Pat Castaneda, executive director of immigrant resource organization Manzanita House, and Mark Finney of Thrive International, which provides transitional housing for refugees arriving in Spokane, both spoke to the Trump administration's freeze on all new refugee arrivals and renewed crackdown on undocumented immigrants.
"I refuse to watch my fellow immigrants live in fear in the shadows," said Castaneda, who is an immigrant from Venezuela. "Every day I see immigrants raising families, working hard, starting businesses. We make this city stronger."

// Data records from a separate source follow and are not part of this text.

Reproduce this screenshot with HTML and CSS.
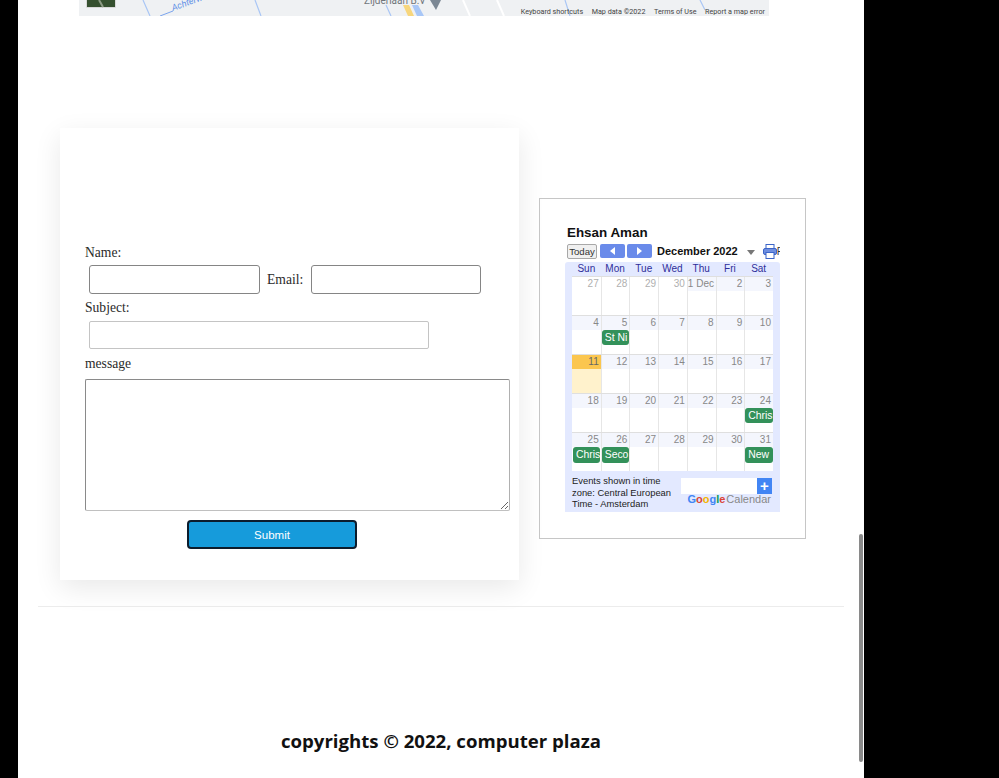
FILE: index.html
```html
<!DOCTYPE html>
<html lang="en">
<head>
<meta charset="utf-8">
<title>computer plaza</title>
<link rel="stylesheet" href="styles.css">
</head>
<body>
<div class="page">

<!-- bottom edge of the embedded map -->
<div class="map">
<svg class="map-art" width="690" height="16" viewBox="0 0 690 16">
<path d="M384 0L391 16M418 0L425 16" stroke="#fff" stroke-width="2" fill="none"/>
<path d="M64 0L71 16M176 0L182 16M307 5L312 16M486 0L491 16M621 0L626 10" stroke="#a9c6f5" stroke-width="1.2" fill="none"/>
<path d="M81 16L94 11" stroke="#7ba4ee" stroke-width="1" fill="none"/>
<path d="M324 5L329 16L335 16L330 5Z" fill="#f7d67c"/>
<path d="M333 5L338 16L345 16L339 5Z" fill="#a8c7f7"/>
<text class="map-road" x="94" y="11" transform="rotate(-20 94 11)">Achterw</text>
<text class="map-place" x="285" y="4">Zijderlaan B.V</text>
<path d="M351 0H362L357 10Z" fill="#7b8794"/>
<rect x="656" y="-10" width="27" height="10" fill="#fff"/>
<rect x="7" y="-4" width="30" height="12" rx="1" fill="#d8d8d8"/>
<rect x="8" y="-4" width="28" height="11" fill="#35502f"/>
<path d="M20 0L24 7" stroke="#8c9a84" stroke-width="2" fill="none"/>
</svg>
<div class="map-links">
<span>Keyboard shortcuts</span>
<span>Map data ©2022</span>
<span>Terms of Use</span>
<span>Report a map error</span>
</div>
</div>

<div class="contact">

<form class="card">
<label class="lbl">Name:</label>
<div class="line line-first">
<input type="text" class="box">
<label class="lbl lbl-inline">Email:</label>
<input type="text" class="box box-email">
</div>
<label class="lbl lbl-next">Subject:</label>
<div class="line">
<input type="text" class="box box-wide">
</div>
<label class="lbl lbl-msg">message</label>
<textarea class="msg"></textarea>
<button type="button" class="send">Submit</button>
</form>

<div class="cal-frame">
<div class="cal">
<div class="cal-title">Ehsan Aman</div>
<div class="cal-nav">
<span class="today">Today</span>
<span class="arrow"><i class="tri-left"></i></span>
<span class="arrow"><i class="tri-right"></i></span>
<span class="month">December 2022</span>
<i class="tri-down"></i>
<svg class="printer" width="14" height="15" viewBox="0 0 14 15">
<rect x="3" y="0.5" width="8" height="4" fill="#fff" stroke="#3b64c8"/>
<rect x="0.5" y="4.5" width="13" height="6" rx="1.5" fill="#6f8fe0" stroke="#3b64c8"/>
<rect x="3" y="8.5" width="8" height="6" fill="#fff" stroke="#3b64c8"/>
</svg>
<span class="print">P</span>
</div>
<div class="panel">
<div class="weekdays">
<span>Sun</span><span>Mon</span><span>Tue</span><span>Wed</span><span>Thu</span><span>Fri</span><span>Sat</span>
</div>
<div class="weeks">
<div class="week">
<div class="day off"><div class="num">27</div></div>
<div class="day off"><div class="num">28</div></div>
<div class="day off"><div class="num">29</div></div>
<div class="day off"><div class="num">30</div></div>
<div class="day"><div class="num">1 Dec</div></div>
<div class="day"><div class="num">2</div></div>
<div class="day"><div class="num">3</div></div>
</div>
<div class="week">
<div class="day"><div class="num">4</div></div>
<div class="day"><div class="num">5</div><div class="chip">St Ni</div></div>
<div class="day"><div class="num">6</div></div>
<div class="day"><div class="num">7</div></div>
<div class="day"><div class="num">8</div></div>
<div class="day"><div class="num">9</div></div>
<div class="day"><div class="num">10</div></div>
</div>
<div class="week">
<div class="day now"><div class="num">11</div></div>
<div class="day"><div class="num">12</div></div>
<div class="day"><div class="num">13</div></div>
<div class="day"><div class="num">14</div></div>
<div class="day"><div class="num">15</div></div>
<div class="day"><div class="num">16</div></div>
<div class="day"><div class="num">17</div></div>
</div>
<div class="week">
<div class="day"><div class="num">18</div></div>
<div class="day"><div class="num">19</div></div>
<div class="day"><div class="num">20</div></div>
<div class="day"><div class="num">21</div></div>
<div class="day"><div class="num">22</div></div>
<div class="day"><div class="num">23</div></div>
<div class="day"><div class="num">24</div><div class="chip">Chris</div></div>
</div>
<div class="week">
<div class="day"><div class="num">25</div><div class="chip">Chris</div></div>
<div class="day"><div class="num">26</div><div class="chip">Seco</div></div>
<div class="day"><div class="num">27</div></div>
<div class="day"><div class="num">28</div></div>
<div class="day"><div class="num">29</div></div>
<div class="day"><div class="num">30</div></div>
<div class="day"><div class="num">31</div><div class="chip">New</div></div>
</div>
</div>
<div class="cal-foot">
<div class="zone">Events shown in time zone: Central European Time - Amsterdam</div>
<div class="brand">
<div class="search"><span class="plus">+</span></div>
<div class="logo"><b><span class="g-blue">G</span><span class="g-red">o</span><span class="g-yel">o</span><span class="g-blue">g</span><span class="g-grn">l</span><span class="g-red">e</span></b><span class="logo-word">Calendar</span></div>
</div>
</div>
</div>
</div>
</div>

</div>

<hr class="rule">
<footer class="foot">copyrights © 2022, computer plaza</footer>

<div class="thumb"></div>
</div>
</body>
</html>
```

FILE: styles.css
```css
html, body {margin:0;padding:0;height:778px;overflow:hidden;background:#000;}
.page {position:relative;width:846px;height:778px;margin-left:18px;background:#fff;overflow:hidden;}

/* map */
.map {position:relative;width:690px;height:16px;margin-left:61px;background:#eff1f3;overflow:hidden;}
.map-art {display:block;}
.map-road {font:italic 9px "Roboto",sans-serif;fill:#5c8fe6;}
.map-place {font:10px "Roboto",sans-serif;fill:#70757a;}
.map-links {position:absolute;right:4px;bottom:0;display:flex;gap:8.5px;font:7.2px/9px "Roboto",sans-serif;color:#444;white-space:nowrap;}

/* contact row */
.contact {display:flex;align-items:flex-start;gap:20px;margin:112px 0 0 42px;}
.card {box-sizing:border-box;width:459px;height:452px;padding:115px 9px 0 25px;background:#fff;box-shadow:0 8px 26px rgba(0,0,0,.09);display:flex;flex-direction:column;align-items:flex-start;}
.lbl {font:13.6px/20px "Liberation Serif",serif;color:#2a2a2a;}
.lbl-inline {margin:0 8px 0 7px;}
.lbl-next {margin-top:4px;}
.lbl-msg {margin-top:5px;}
.line {display:flex;align-items:center;margin:3px 0 0 4px;}
.line-first {margin-top:2px;}
.box {box-sizing:border-box;width:171px;height:29px;padding:0 4px;border:1px solid #858585;border-radius:3px;background:#fff;outline:0;}
.box-email {width:170px;}
.box-wide {width:340px;height:28px;border-color:#c4c4c4;border-radius:2px;}
.msg {box-sizing:border-box;display:block;width:425px;height:132px;margin:5px 0 0 0;padding:2px;border:1px solid #8a8a8a;border-bottom-color:#c0c0c0;border-right-color:#b0b0b0;border-radius:2px;background:#fff;outline:0;}
.send {box-sizing:border-box;width:170px;height:29px;margin:9px 0 0 102px;padding:0;border:2px solid #0c1c2c;border-radius:4px;background:#169bdb;color:#fff;font:11.5px "Liberation Sans",Arial,sans-serif;}

/* calendar */
.cal-frame {box-sizing:border-box;width:267px;height:341px;margin-top:70px;padding:26px 0 0 25px;border:1px solid #c6c6c6;}
.cal {width:215px;font-family:"Liberation Sans",Arial,sans-serif;}
.cal-title {padding-left:2px;font-size:13.4px;line-height:16px;font-weight:bold;color:#111;}
.cal-nav {display:flex;align-items:center;height:16px;margin-top:2px;padding-left:2px;overflow:hidden;}
.cal-nav > * {flex:none;}
.today {box-sizing:border-box;width:30px;height:15px;border:1px solid #a8a8a8;border-radius:2px;background:#f0f0f0;font-size:9.6px;line-height:13px;text-align:center;color:#333;}
.arrow {display:flex;align-items:center;justify-content:center;width:25px;height:14px;margin-left:2px;border-radius:2px;background:#6a8bea;}
.today + .arrow {margin-left:3px;}
.tri-left {border:4px solid transparent;border-right:5px solid #fff;border-left:0;}
.tri-right {border:4px solid transparent;border-left:5px solid #fff;border-right:0;}
.month {margin-left:5px;font-size:11px;font-weight:bold;color:#111;white-space:nowrap;}
.tri-down {margin:2px 0 0 9px;border:4px solid transparent;border-top:5px solid #777;border-bottom:0;}
.printer {margin-left:8px;}
.print {font-size:10px;color:#333;}
.panel {box-sizing:border-box;height:250px;margin-top:3px;padding:0 7px;background:#e3e9ff;border-radius:3px 3px 0 0;}
.weekdays {display:grid;grid-template-columns:repeat(7,1fr);height:14px;font-size:10px;line-height:14px;text-align:center;color:#2f2f9a;}
.week {box-sizing:border-box;display:grid;grid-template-columns:repeat(7,1fr);height:39px;border-top:1px solid #dfdfdf;background:#fff;}
.day {min-width:0;border-left:1px solid #e6e6e6;}
.day:first-child {border-left:0;}
.num {height:14px;padding-right:2px;background:#f4f6fd;font-size:10px;line-height:13px;text-align:right;color:#888;white-space:nowrap;}
.off .num {background:#fff;color:#b0b0b0;}
.now {background:#fff2cc;}
.now .num {background:#fbc64f;color:#666;}
.chip {box-sizing:border-box;height:15px;padding-left:3px;border-radius:3px;background:#33915a;color:#fff;font-size:10.4px;line-height:15px;white-space:nowrap;overflow:hidden;}
.day:first-child .chip {margin:0 1px;}
.week:last-child .chip {height:16px;line-height:16px;}
.cal-foot {display:flex;justify-content:space-between;padding-top:4px;}
.zone {width:104px;font-size:9.4px;line-height:11.5px;color:#222;}
.brand {display:flex;flex-direction:column;align-items:flex-end;padding:3px 1px 0 0;}
.search {display:flex;justify-content:flex-end;width:91px;height:16px;background:#fff;}
.plus {width:15px;height:16px;background:#4285f4;color:#fff;font-size:15px;font-weight:bold;line-height:15px;text-align:center;}
.logo {margin-top:-1px;padding-right:1px;font-size:11px;line-height:13px;color:#888;white-space:nowrap;}
.logo-word {margin-left:1px;}
.g-blue {color:#4285f4;}
.g-red {color:#db4437;}
.g-yel {color:#f4b400;}
.g-grn {color:#0f9d58;}

/* footer */
.rule {width:806px;height:1px;margin:26px 0 0 20px;border:0;background:#ececec;}
.foot {margin-top:121px;font:bold 18.6px/26px "Open Sans",sans-serif;text-align:center;color:#111;}

/* overlay scrollbar */
.thumb {position:absolute;top:534px;left:841px;width:3.5px;height:228px;border-radius:2px;background:#8a8a8a;}
```
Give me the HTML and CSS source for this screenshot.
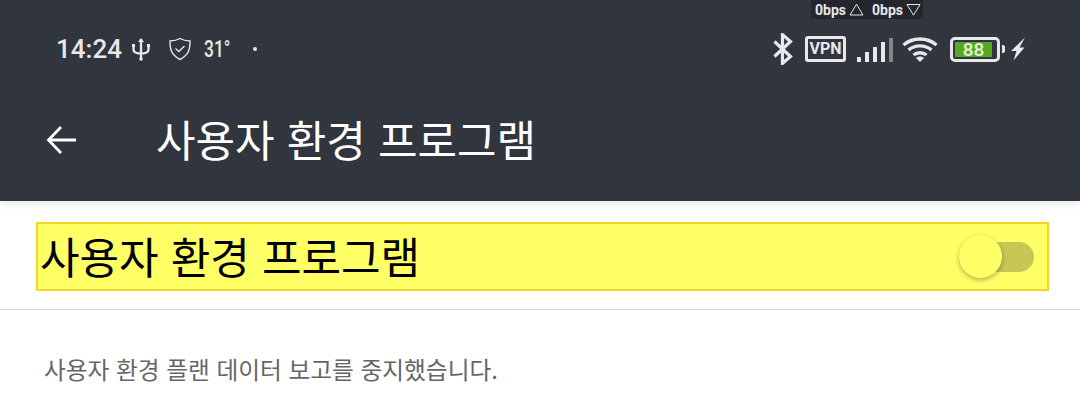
FILE: index.html
```html
<!DOCTYPE html>
<html lang="ko">
<head>
  <meta charset="UTF-8">
  <title>사용자 환경 프로그램</title>
  <link rel="stylesheet" href="styles.css">
</head>
<body>
  <header class="appbar">
    <div class="speed">
      <span>0bps</span>
      <svg width="15" height="13" viewBox="0 0 15 13"><path d="M7.500 1.200 14 12H1z" fill="none" stroke="#e8e8ea" stroke-width="1"/></svg>
      <span class="speed-down">0bps</span>
      <svg width="15" height="13" viewBox="0 0 15 13"><path d="M1 1.500h13L7.500 12.200z" fill="none" stroke="#e8e8ea" stroke-width="1"/></svg>
    </div>
    <div class="status">
      <div class="status-left">
        <span class="clock">14:24</span>
        <svg class="usb" width="20" height="24" viewBox="0 0 20 24"><path d="M10 2v20M2.500 8v4.500c0 3 2.500 4 7.500 4s7.500-1 7.500-4V8" fill="none" stroke="#e8e8ea" stroke-width="2.300"/><path d="M10 1l3 4H7zM1 7h3v3H1zM16 7h3v3h-3z" fill="#e8e8ea"/><circle cx="10" cy="22" r="1.800" fill="#e8e8ea"/></svg>
        <svg class="shield" width="24" height="24" viewBox="0 0 24 24"><path d="M12 1.500c3 1.700 6 2.300 10 2.500 0 8-1 14-10 18.500C3 18 2 12 2 4c4-.2 7-.8 10-2.500z" fill="none" stroke="#e8e8ea" stroke-width="1.400"/><path d="M7.500 11.500l3.300 3 5.700-5.500" fill="none" stroke="#e8e8ea" stroke-width="1.400"/></svg>
        <span class="temp">31°</span>
        <span class="dot"></span>
      </div>
      <div class="status-right">
        <svg width="22" height="32" viewBox="0 0 20 30"><path d="M2 8l15 14-7.500 6.500V1.500L17 8 2 22" fill="none" stroke="#e8e8ea" stroke-width="3"/></svg>
        <span class="vpn">VPN</span>
        <svg class="signal" width="36" height="26" viewBox="0 0 36 26"><path d="M0 21h4v5H0zM8 16h4v10H8zM16 11h4v15h-4zM24 6h4v20h-4z" fill="#e8e8ea"/><path d="M32 2h4v24h-4z" fill="#83868b"/></svg>
        <svg class="wifi" width="36" height="26" viewBox="0 0 36 26"><path d="M1.500 9C11 1 25 1 34.500 9M6.500 14c6.500-5.500 16.500-5.500 23 0M11.500 19c3.500-3 9.500-3 13 0" fill="none" stroke="#e8e8ea" stroke-width="3.300"/><path d="M18 26l-4-4c2-2 6-2 8 0z" fill="#e8e8ea"/></svg>
        <div class="battery"><div class="battery-level">88</div></div>
        <span class="battery-tip"></span>
        <svg class="bolt" width="16" height="24" viewBox="0 0 16 24"><path d="M15 .5L1 14h5.500L3.500 23.500 14.500 10.500H9.500z" fill="#e8e8ea"/></svg>
      </div>
    </div>
    <div class="toolbar">
      <svg class="back" width="32" height="32" viewBox="0 0 32 32"><path d="M30 16H3M15 3L2.500 16 15 29" fill="none" stroke="#fff" stroke-width="2.800"/></svg>
      <h1 class="title">사용자 환경 프로그램</h1>
    </div>
  </header>

  <section class="switch-row">
    <div class="switch-bar">
      <span class="switch-label">사용자 환경 프로그램</span>
      <div class="switch">
        <span class="switch-track"></span>
        <span class="switch-thumb"></span>
      </div>
    </div>
  </section>

  <p class="summary">사용자 환경 플랜 데이터 보고를 중지했습니다.</p>
</body>
</html>
```

FILE: styles.css
```css
* {
  box-sizing: border-box;
}

body {
  margin: 0;
  height: 411px;
  overflow: hidden;
  background-color: #fff;
  font-family: "Noto Sans CJK KR", "Noto Sans", sans-serif;
}

.appbar {
  position: relative;
  height: 201px;
  padding-top: 29px;
  background-color: #31353e;
  box-shadow: 0 2px 8px rgba(0, 0, 0, 0.12);
}

.speed {
  position: absolute;
  top: 0;
  left: 811px;
  width: 112px;
  height: 19px;
  display: flex;
  align-items: center;
  padding-left: 4px;
  gap: 3px;
  background-color: #23262c;
  color: #e8e8ea;
  font-family: Roboto, sans-serif;
  font-size: 14px;
  font-weight: 700;
}

.speed-down {
  margin-left: 5px;
}

.status {
  height: 40px;
  display: flex;
  justify-content: space-between;
  align-items: center;
  padding: 0 54px 0 56px;
  color: #e8e8ea;
}

.status-left,
.status-right {
  display: flex;
  align-items: center;
}

.clock {
  font-family: Roboto, sans-serif;
  font-size: 26px;
  font-weight: 500;
}

.usb {
  margin-left: 9px;
}

.shield {
  margin-left: 17px;
}

.temp {
  width: 27px;
  margin-left: 12px;
  font-family: Roboto, sans-serif;
  font-size: 23px;
  font-weight: 500;
  transform: scaleX(0.76);
  transform-origin: left center;
  white-space: nowrap;
}

.dot {
  width: 4px;
  height: 4px;
  margin-left: 22px;
  border-radius: 50%;
  background-color: #e8e8ea;
}

.vpn {
  width: 41px;
  height: 26px;
  margin-left: 11px;
  border: 3px solid #e8e8ea;
  border-radius: 3px;
  font-family: Roboto, sans-serif;
  font-size: 16px;
  font-weight: 700;
  line-height: 20px;
  text-align: center;
}

.signal {
  margin-left: 11px;
}

.wifi {
  margin-left: 9px;
}

.battery {
  width: 50px;
  height: 25px;
  margin-left: 12px;
  padding: 2px;
  border: 3px solid #e8e8ea;
  border-radius: 5px;
}

.battery-level {
  width: 37px;
  height: 15px;
  background-color: #55aa22;
  color: #e4f5d8;
  font-family: Roboto, sans-serif;
  font-size: 19px;
  font-weight: 500;
  line-height: 15px;
  text-align: center;
}

.battery-tip {
  width: 3px;
  height: 8px;
  margin-left: 2px;
  border-radius: 0 2px 2px 0;
  background-color: #e8e8ea;
}

.bolt {
  margin-left: 5px;
}

.toolbar {
  height: 100px;
  margin-top: 21px;
  display: flex;
  align-items: center;
  padding-left: 46px;
}

.back {
  flex-shrink: 0;
}

.title {
  margin: -3px 0 0 78px;
  color: #fff;
  font-size: 43px;
  font-weight: 400;
  line-height: 1;
}

.switch-row {
  height: 109px;
  padding: 21px 31px 0 36px;
  border-bottom: 1px solid #dcdcdc;
}

.switch-bar {
  height: 69px;
  display: flex;
  align-items: center;
  justify-content: space-between;
  padding: 0 13px 0 2px;
  border: 2px solid #f5d327;
  background-color: #ffff66;
}

.switch-label {
  margin-top: -3px;
  color: #000;
  font-size: 43px;
  line-height: 1;
}

.switch {
  position: relative;
  width: 75px;
  height: 44px;
}

.switch-track {
  position: absolute;
  top: 7px;
  right: 0;
  width: 64px;
  height: 30px;
  border-radius: 15px;
  background-color: #c6c754;
}

.switch-thumb {
  position: absolute;
  top: 0;
  left: 0;
  width: 43px;
  height: 43px;
  border-radius: 50%;
  background-color: #ffff66;
  box-shadow: 0 2px 5px rgba(0, 0, 0, 0.3);
}

.summary {
  margin: 42px 0 0 44px;
  color: #666;
  font-size: 23.700px;
  line-height: 34px;
}
```
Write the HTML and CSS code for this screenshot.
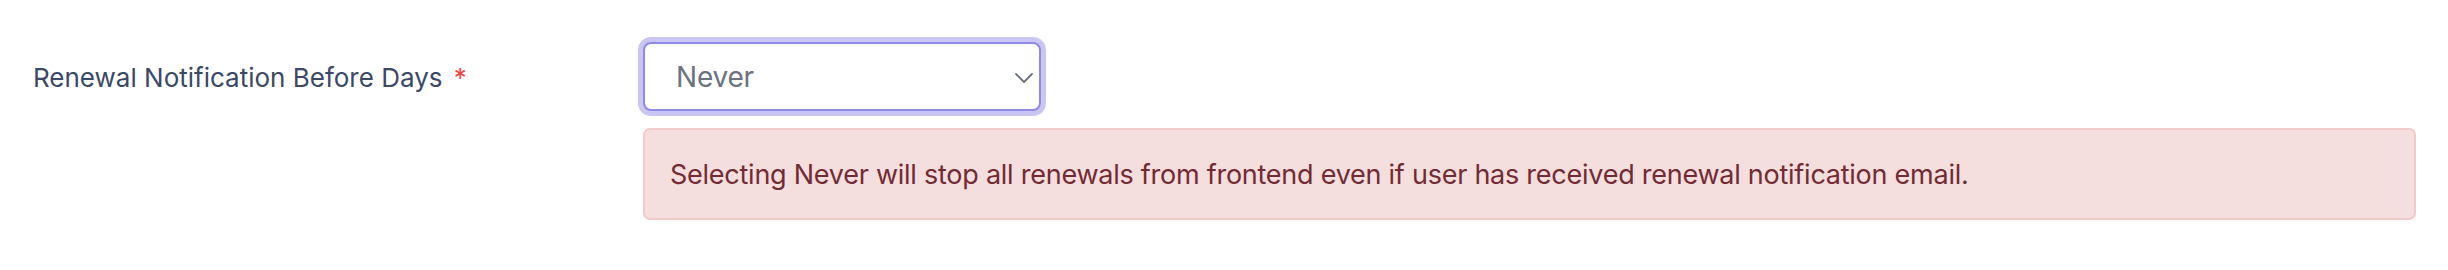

Evee Polanski, a Mexican immigrant who came with her family to the U.S. in 1991 as a child without legal documentation and who was protected by the Obama-era DACA policy before receiving legal residency, described the fear she experienced as an undocumented immigrant.
"I was that child who came home to her parents being gone because they got picked up by ICE," Polanski said. "I was also that adult that grew up afraid to go to work when ICE raids were happening in Nevada, because that meant I might not come home to my own two children."
"Immigrant children are not criminals," she added. "I am not a criminal. You know who is a criminal? The current administration."
Kurtis Robinson, executive director of post-incarceration aid organization Revive Center for Returning Citizens and former president of the Spokane chapter of the NAACP, urged those in attendance to expand their activism beyond Monday's march and to focus their attention locally, not just to D.C.
"Where's the work being done here at home?" Robinson asked. "We have a lot of work to do, and some of that work is right here."
Attendees included college students and parents with young children who didn't have school Monday, at least two people who are among the many who believe they were illegally fired last week from their federal jobs, public educators, activists and several who said they had never participated in a protest before.
Kirk Phillips, who said this was the second protest he attended recently to express his displeasure with the Trump administration, hoped that Monday's event would put pressure on elected leaders like Rep. Michael Baumgartner to "actively put forward their constituents' interests more than they're doing right now."
Nan Lubbert, a member of the local chapter of Raging Grannies, pushed her rollator through the slush as she tried to keep up with the march.
"We literally have felons and perverts and rich billionaires who want to get more billions in our government," Lubbert said in frustration. "Our fathers fought in World War 2 — come on! My gosh, my father would be crying, or just go back into his grave, if he could see."